On 1 February the official opening took place with goodwill messages from Prime Minister Gough Whitlam and the Premier of New South Wales, Tom Lewis, which were arranged by Foundation Chair Professor Neil Runcie. This was the start of itemised programs that were printed in our new ‘Guide’.

February programs didn’t go down well with many listeners, nor the hi-fi industry who saw us as the means by which they could flog receivers, amplifiers, speakers to enthusiasts. They expected ‘light’ classical music as the best way to demonstrate the ‘oomph’ of their wares. The Board of the day decided a part-time paid programmer would be an asset to the ‘balance’ of the programming so a young upstart by the name of Philip Scott (later famous for collaboration in The Gillies ReportThe Republic of Myopia, and the Wharf Revue) was engaged to ‘fix’ the balance; and indeed he did. Our music balance improved rapidly and an invitation for people to subscribe to the station bore fruit in the form of cheques, cheques and more cheques. The hi-fi industry was somewhat appeased. The audience grew to realise that we were here to stay and 2MBS-FM was a radio station for music lovers.

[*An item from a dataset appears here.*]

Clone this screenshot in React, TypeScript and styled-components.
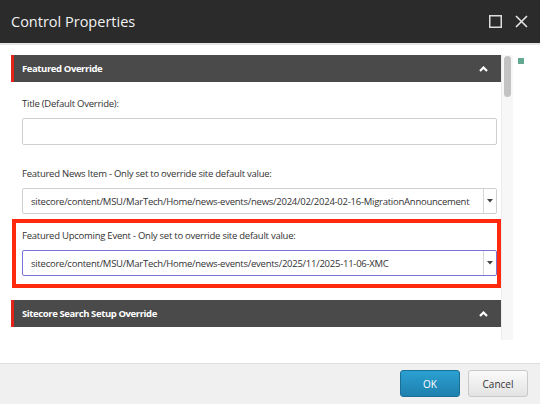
import React from 'react';
import styled, {createGlobalStyle} from 'styled-components';

const GlobalStyle = createGlobalStyle`
	html, body {
		margin: 0;
		padding: 0;
		background: #ffffff;
	}

	body {
		font-family: 'Open Sans', 'Liberation Sans', Arial, sans-serif;
		color: #333333;
	}
`;

const Dialog = styled.div`
	width: 540px;
	height: 404px;
	display: flex;
	flex-direction: column;
	overflow: hidden;
`;

const TitleBar = styled.header`
	height: 43px;
	flex: none;
	display: flex;
	align-items: center;
	justify-content: space-between;
	padding: 0 12px 0 11px;
	background: #2b2b2b;
	border-bottom: 2px solid #e6e6e6;
`;

const Title = styled.h1`
	margin: 0;
	font-size: 14.5px;
	font-weight: 400;
	color: #f2f2f2;
`;

const WindowButtons = styled.div`
	display: flex;
	align-items: center;
	gap: 13px;
`;

const IconButton = styled.button`
	border: 0;
	padding: 0;
	background: none;
	display: flex;
	cursor: pointer;
`;

const Body = styled.main`
	flex: 1;
	display: flex;
	padding: 10px 0 0 11px;
	background: #ffffff;
`;

const ScrollArea = styled.div`
	width: 490px;
	height: 285px;
	flex: none;
	overflow: hidden;
`;

const Track = styled.div`
	width: 11px;
	height: 285px;
	flex: none;
	position: relative;
	background: #f7f7f7;
	border-left: 1px solid #ececec;
`;

const Thumb = styled.div`
	position: absolute;
	top: 1px;
	left: 2px;
	width: 7px;
	height: 41px;
	border-radius: 4px;
	background: #c3c3c3;
`;

const Marker = styled.span`
	width: 6px;
	height: 6px;
	margin: 3px 0 0 5px;
	background: #62a892;
`;

const SectionHeader = styled.div`
	height: 27px;
	display: flex;
	align-items: center;
	justify-content: space-between;
	padding: 0 13px 0 8px;
	background: #4a4a4a;
	border-left: 3px solid #e2231a;
	font-size: 9.5px;
	font-weight: 700;
	letter-spacing: -0.4px;
	color: #ffffff;
`;

const SectionBody = styled.div`
	display: flex;
	flex-direction: column;
	gap: 21px;
	padding: 14px 4px 12px 11px;
`;

const Field = styled.div`
	display: flex;
	flex-direction: column;
`;

const Label = styled.label`
	font-size: 9.5px;
	line-height: 15px;
	letter-spacing: -0.25px;
	margin-bottom: 7px;
	color: #333333;
`;

const TextInput = styled.input`
	box-sizing: border-box;
	height: 27px;
	width: 100%;
	border: 1px solid #cfcfcf;
	border-radius: 2px;
	background: #ffffff;
	outline: none;
`;

const Select = styled.div<{$focused?: boolean}>`
	box-sizing: border-box;
	height: 26px;
	display: flex;
	align-items: stretch;
	border: 1px solid ${p => (p.$focused ? '#7a74d6' : '#cfcfcf')};
	border-radius: 2px;
	background: #ffffff;
`;

const SelectValue = styled.span`
	flex: 1;
	display: flex;
	align-items: center;
	padding-left: 8px;
	font-size: 9.5px;
	letter-spacing: -0.25px;
	color: #333333;
	white-space: nowrap;
	overflow: hidden;
`;

const SelectToggle = styled.span`
	width: 12px;
	display: flex;
	align-items: center;
	justify-content: center;
	border-left: 1px solid #d6d6d6;
`;

const Highlight = styled.div`
	margin: -16px -4px 0 -10px;
	padding: 5px 0 8px 6px;
	border: 4px solid #ff2a0d;
`;

const Footer = styled.footer`
	height: 40px;
	flex: none;
	display: flex;
	align-items: center;
	justify-content: flex-end;
	gap: 8px;
	padding: 0 12px 0 0;
	background: #f0f0f0;
	border-top: 1px solid #dedede;
`;

const Button = styled.button<{$primary?: boolean}>`
	width: 60px;
	height: 27px;
	margin-top: -1px;
	border-radius: 3px;
	font-family: inherit;
	font-size: 10px;
	cursor: pointer;
	color: ${p => (p.$primary ? '#ffffff' : '#333333')};
	border: 1px solid ${p => (p.$primary ? '#1b6f97' : '#c9c9c9')};
	background: ${p =>
		p.$primary
			? 'linear-gradient(#2aa0d2, #1f80ad)'
			: 'linear-gradient(#fafafa, #e3e3e3)'};
`;

const ChevronUp = () => (
	<svg width="9" height="6" viewBox="0 0 9 6">
		<polyline points="1,5 4.5,1.5 8,5" fill="none" stroke="#ffffff" strokeWidth="2.2"/>
	</svg>
);

const Caret = () => (
	<svg width="6" height="4" viewBox="0 0 6 4">
		<polygon points="0,0 6,0 3,3.5" fill="#444444"/>
	</svg>
);

const Dropdown = ({value, focused}: {value: string; focused?: boolean}) => (
	<Select $focused={focused}>
		<SelectValue>{value}</SelectValue>
		<SelectToggle><Caret/></SelectToggle>
	</Select>
);

const App = (): JSX.Element => (
	<>
		<GlobalStyle/>
		<Dialog>
			<TitleBar>
				<Title>Control Properties</Title>
				<WindowButtons>
					<IconButton aria-label="Maximize">
						<svg width="13" height="13" viewBox="0 0 13 13">
							<rect x="0.75" y="0.75" width="11.5" height="11.5" fill="none" stroke="#dcdcdc" strokeWidth="1.5"/>
						</svg>
					</IconButton>
					<IconButton aria-label="Close">
						<svg width="13" height="13" viewBox="0 0 13 13">
							<path d="M1 1L12 12M12 1L1 12" stroke="#e6e6e6" strokeWidth="1.6"/>
						</svg>
					</IconButton>
				</WindowButtons>
			</TitleBar>
			<Body>
				<ScrollArea>
					<SectionHeader>
						<span>Featured Override</span>
						<ChevronUp/>
					</SectionHeader>
					<SectionBody>
						<Field>
							<Label>Title (Default Override):</Label>
							<TextInput/>
						</Field>
						<Field>
							<Label>Featured News Item - Only set to override site default value:</Label>
							<Dropdown value="sitecore/content/MSU/MarTech/Home/news-events/news/2024/02/2024-02-16-MigrationAnnouncement"/>
						</Field>
						<Highlight>
							<Field>
								<Label>Featured Upcoming Event - Only set to override site default value:</Label>
								<Dropdown focused value="sitecore/content/MSU/MarTech/Home/news-events/events/2025/11/2025-11-06-XMC"/>
							</Field>
						</Highlight>
					</SectionBody>
					<SectionHeader>
						<span>Sitecore Search Setup Override</span>
						<ChevronUp/>
					</SectionHeader>
				</ScrollArea>
				<Track>
					<Thumb/>
				</Track>
				<Marker/>
			</Body>
			<Footer>
				<Button $primary>OK</Button>
				<Button>Cancel</Button>
			</Footer>
		</Dialog>
	</>
);

export default App;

The need arose for jazz and contemporary music to be represented. We were a bit surprised when a ‘DJ’ asked us for air-time from midnight. Andrew Davies arrived with his bundles of well-cared-for LPs (in a milk crate) and proceeded to wrest the ears of the post-midnight listeners. Thence followed Tom Zelinka and we gradually filled the midnight-to-dawn ‘graveyard’ shift. I believe that Andrew’s relentless playing of Autobahn by German electronic group Kraftwerk was the reason why they became successful in Australia at the time. No other radio station would play it. How would they squeeze in the commercials?

Our volunteer base has been steady ever since that first influx. We have always maintained that we are a radio station run by volunteers and supported by a small team of staff.

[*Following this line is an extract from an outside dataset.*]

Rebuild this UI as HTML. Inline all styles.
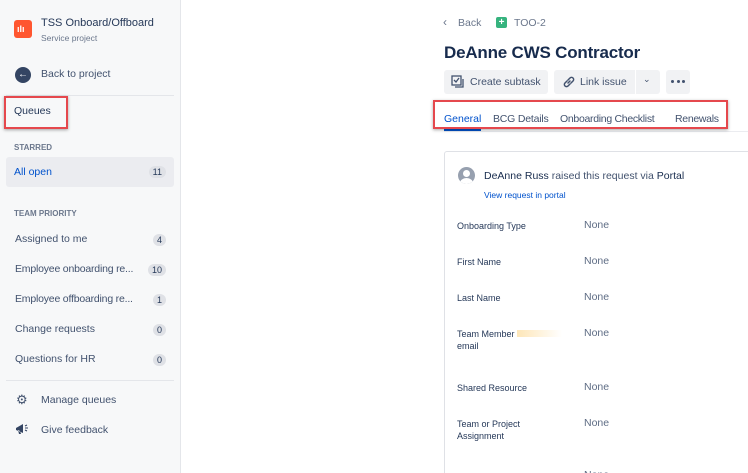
<!DOCTYPE html>
<html><head><style>
*{margin:0;padding:0;box-sizing:border-box}
html,body{width:748px;height:473px;overflow:hidden}
body{background:#fff;font-family:"Liberation Sans",sans-serif;color:#172b4d;position:relative}
.a{position:absolute;white-space:nowrap}
#side{position:absolute;left:0;top:0;width:181px;height:473px;background:#f7f8f9;border-right:1px solid #e4e6ea}
.s{font-size:10.5px;color:#42526e}
.badge{position:absolute;right:8px;background:#dfe1e6;border-radius:8px;font-size:9px;padding:1px 4px;color:#253858}
.lbl{font-size:9px;color:#253858}
.none{font-size:10.5px;color:#5e6c84}
.red{position:absolute;border:2px solid #e5484d;box-shadow:0 1px 3px rgba(0,0,0,.35)}
.btn{position:absolute;background:#f1f2f4;border-radius:3px;height:24px;top:70px;font-size:10.5px;color:#42526e}
.tab{font-size:10.5px;color:#42526e;top:113px}
</style></head><body>
<div id="side">
 <div class="a" style="left:14px;top:20px;width:18px;height:18px;background:#ff5630;border-radius:3px"></div>
 <div class="a" style="left:17px;top:24px;color:#fff;font-size:9px;font-weight:bold">ılı</div>
 <div class="a" style="left:41px;top:17px;font-size:11px;color:#253858">TSS Onboard/Offboard</div>
 <div class="a" style="left:41px;top:33px;font-size:8.5px;color:#6b778c">Service project</div>
 <div class="a" style="left:15px;top:67px;width:16px;height:16px;border-radius:50%;background:#344563;color:#fff;font-size:10px;text-align:center;line-height:16px">←</div>
 <div class="a s" style="left:41px;top:68px">Back to project</div>
 <div class="a" style="left:6px;top:95px;width:168px;height:1px;background:#e4e6ea"></div>
 <div class="a" style="left:14px;top:105px;font-size:10.5px;color:#253858">Queues</div>
 <div class="a" style="left:14px;top:143px;font-size:8px;font-weight:bold;color:#6b778c">STARRED</div>
 <div class="a" style="left:6px;top:157px;width:168px;height:30px;background:#ebecf0;border-radius:3px">
  <div class="a" style="left:8px;top:9px;font-size:10.5px;color:#0052cc">All open</div>
  <div class="badge" style="top:9px">11</div>
 </div>
 <div class="a" style="left:14px;top:209px;font-size:8px;font-weight:bold;color:#6b778c">TEAM PRIORITY</div>
 <div class="a" style="left:6px;top:233px;width:168px">
  <div class="a s" style="left:9px;top:0">Assigned to me</div><div class="badge" style="top:1px">4</div>
  <div class="a s" style="left:9px;top:30px;letter-spacing:-.2px">Employee onboarding re...</div><div class="badge" style="top:31px">10</div>
  <div class="a s" style="left:9px;top:60px;letter-spacing:-.2px">Employee offboarding re...</div><div class="badge" style="top:61px">1</div>
  <div class="a s" style="left:9px;top:90px">Change requests</div><div class="badge" style="top:91px">0</div>
  <div class="a s" style="left:9px;top:120px">Questions for HR</div><div class="badge" style="top:121px">0</div>
 </div>
 <div class="a" style="left:6px;top:380px;width:168px;height:1px;background:#e4e6ea"></div>
 <div class="a" style="left:16px;top:392px;font-size:13px;color:#42526e">⚙</div>
 <div class="a s" style="left:41px;top:394px">Manage queues</div>
 <svg class="a" style="left:15px;top:423px" width="14" height="12" viewBox="0 0 14 12"><path d="M1 5 L8 1 L8 10 L1 7 Z M3 7 L4 11 L6 11 L5 8 Z" fill="#344563"/><path d="M10 3 L12 2 M10 5 L13 5 M10 7 L12 8" stroke="#344563" stroke-width="1"/></svg>
 <div class="a s" style="left:41px;top:424px">Give feedback</div>
</div>
<div class="red" style="left:4px;top:96px;width:64px;height:33px"></div>

<div class="a" style="left:443px;top:15px;font-size:12px;color:#6b778c">‹</div>
<div class="a" style="left:458px;top:17px;font-size:10.5px;color:#6b778c">Back</div>
<div class="a" style="left:496px;top:17px;width:11px;height:11px;background:#36b37e;border-radius:2px;color:#fff;font-size:10px;line-height:11px;text-align:center;font-weight:bold">+</div>
<div class="a" style="left:514px;top:17px;font-size:10.5px;color:#6b778c">TOO-2</div>
<div class="a" style="left:444px;top:43px;font-size:17px;font-weight:bold;color:#172b4d;letter-spacing:-.2px">DeAnne CWS Contractor</div>
<div class="btn" style="left:444px;width:104px"><svg class="a" style="left:7px;top:5px" width="14" height="14" viewBox="0 0 14 14"><rect x="1" y="1" width="9" height="9" fill="none" stroke="#42526e" stroke-width="1.3"/><path d="M3 5 L5 7 L8 3" fill="none" stroke="#42526e" stroke-width="1.3"/><path d="M4 12 L12 12 L12 4" fill="none" stroke="#42526e" stroke-width="1.3"/></svg><span class="a" style="left:26px;top:6px">Create subtask</span></div>
<div class="btn" style="left:554px;width:106px"><svg class="a" style="left:8px;top:5px" width="14" height="14" viewBox="0 0 14 14"><path d="M6 8 L8 6 M5 6 L3 8 a2 2 0 0 0 3 3 L8 9 M9 8 L11 6 a2 2 0 0 0 -3 -3 L6 5" fill="none" stroke="#42526e" stroke-width="1.5" stroke-linecap="round"/></svg><span class="a" style="left:26px;top:6px">Link issue</span><span class="a" style="left:81px;top:0;width:1px;height:24px;background:#fff"></span><span class="a" style="left:89px;top:4px;font-size:9px">⌄</span></div>
<div class="btn" style="left:666px;width:24px"><span class="a" style="left:5px;top:10px;width:3px;height:3px;border-radius:50%;background:#42526e"></span><span class="a" style="left:10.5px;top:10px;width:3px;height:3px;border-radius:50%;background:#42526e"></span><span class="a" style="left:16px;top:10px;width:3px;height:3px;border-radius:50%;background:#42526e"></span></div>
<div class="a tab" style="left:444px;color:#0052cc">General</div>
<div class="a" style="left:444px;top:129px;width:37px;height:2px;background:#0052cc"></div>
<div class="a tab" style="left:493px;letter-spacing:-.2px">BCG Details</div>
<div class="a tab" style="left:560px;letter-spacing:-.3px">Onboarding Checklist</div>
<div class="a tab" style="left:675px;letter-spacing:-.3px">Renewals</div>
<div class="a" style="left:444px;top:131px;width:304px;height:1px;background:#ebecf0"></div>
<div class="red" style="left:433px;top:100px;width:295px;height:29px"></div>

<div class="a" style="left:444px;top:151px;width:310px;height:330px;border:1px solid #dfe1e6;border-radius:3px"></div>
<div class="a" style="left:458px;top:167px;width:17px;height:17px;border-radius:50%;background:#97a0af;overflow:hidden"><div class="a" style="left:5px;top:3px;width:7px;height:7px;border-radius:50%;background:#fff"></div><div class="a" style="left:2px;top:11px;width:13px;height:10px;border-radius:50%;background:#fff"></div></div>
<div class="a" style="left:484px;top:170px;font-size:10.5px;color:#172b4d">DeAnne Russ <span style="color:#42526e">raised this request via</span> Portal</div>
<div class="a" style="left:484px;top:190px;font-size:8.5px;color:#0052cc">View request in portal</div>

<div class="a lbl" style="left:457px;top:221px">Onboarding Type</div><div class="a none" style="left:584px;top:219px">None</div>
<div class="a lbl" style="left:457px;top:257px">First Name</div><div class="a none" style="left:584px;top:255px">None</div>
<div class="a lbl" style="left:457px;top:293px">Last Name</div><div class="a none" style="left:584px;top:291px">None</div>
<div class="a lbl" style="left:457px;top:329px">Team Member</div><div class="a" style="left:517px;top:330px;width:45px;height:7px;background:linear-gradient(90deg,#fde6b8,#fff)"></div>
<div class="a lbl" style="left:457px;top:341px">email</div><div class="a none" style="left:584px;top:327px">None</div>
<div class="a lbl" style="left:457px;top:383px">Shared Resource</div><div class="a none" style="left:584px;top:381px">None</div>
<div class="a lbl" style="left:457px;top:419px">Team or Project</div><div class="a lbl" style="left:457px;top:431px">Assignment</div><div class="a none" style="left:584px;top:417px">None</div>
<div class="a none" style="left:584px;top:469px">None</div>
</body></html>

Early in December 1975 we commenced a move to larger premises at 76 Chandos Street, a former film-sound studio. It took three weeks to establish a temporary studio and move office administration. In 1976 we started construction of our two on-air studios which were finally commissioned and officially opened by Jill and Neville Wran in May 1977.

ABC-FM began broadcasting on Australia Day 1976, closely emulating our style (printed program guide detailing works as we have done since 1975) and we greeted them with mixed emotions. Were they a complement, or a competitor? We were always the ‘music lovers’ station’.

We moved our transmission site to the AMP Centre, and changed to 102.5MHz on 30 March 1978 thereby giving greater coverage of the Sydney area.

2MBS-FM can be credited with launching or sustaining the careers of many household names. Of course we kicked off with David Rumsey and Vincent Plush assisted by Martin Wesley-Smith and Wesley Want. Martin Hibble was dragged from behind the counter at Tarantella Records and was eventually poached by ABC Classic FM, as it was known then. We also claim Mairi Nicolson, Belinda Webster and several recording engineers. 2MBS-Fine Music is unashamedly a training ground for music lovers who wish to kick-start or advance their career. We’ve also taken professionals under our wing who have become disgruntled in the wide world of radioland. We don’t purposely push people to other radio stations, nor do we knowingly steal them.

Fine Music has flourished for 45 years, kept afloat by a steady band of dedicated and enthusiastic volunteers and donors.

Max Benyon is the station’s senior technical adviser and one of the founders. Max will be profiled in the January magazine. David James, also a founder, was the original station manager from 1 October 1974. He is still hanging around as a volunteer and you can read a short profile in this edition

2MBS/Fine Music Virtuosi

Chris Blower Highlights Some Past Winners

Nicholas Parle has earned an international reputation as an organist and harpsichordist, the Academy of Ancient Music being only one of the distinguished ensembles with which he has been associated. To Fine Music, he has the additional distinction of being the very first winner, in 1984, of the Station’s prestigious Young Performer Award, now known as the Young Virtuoso Award.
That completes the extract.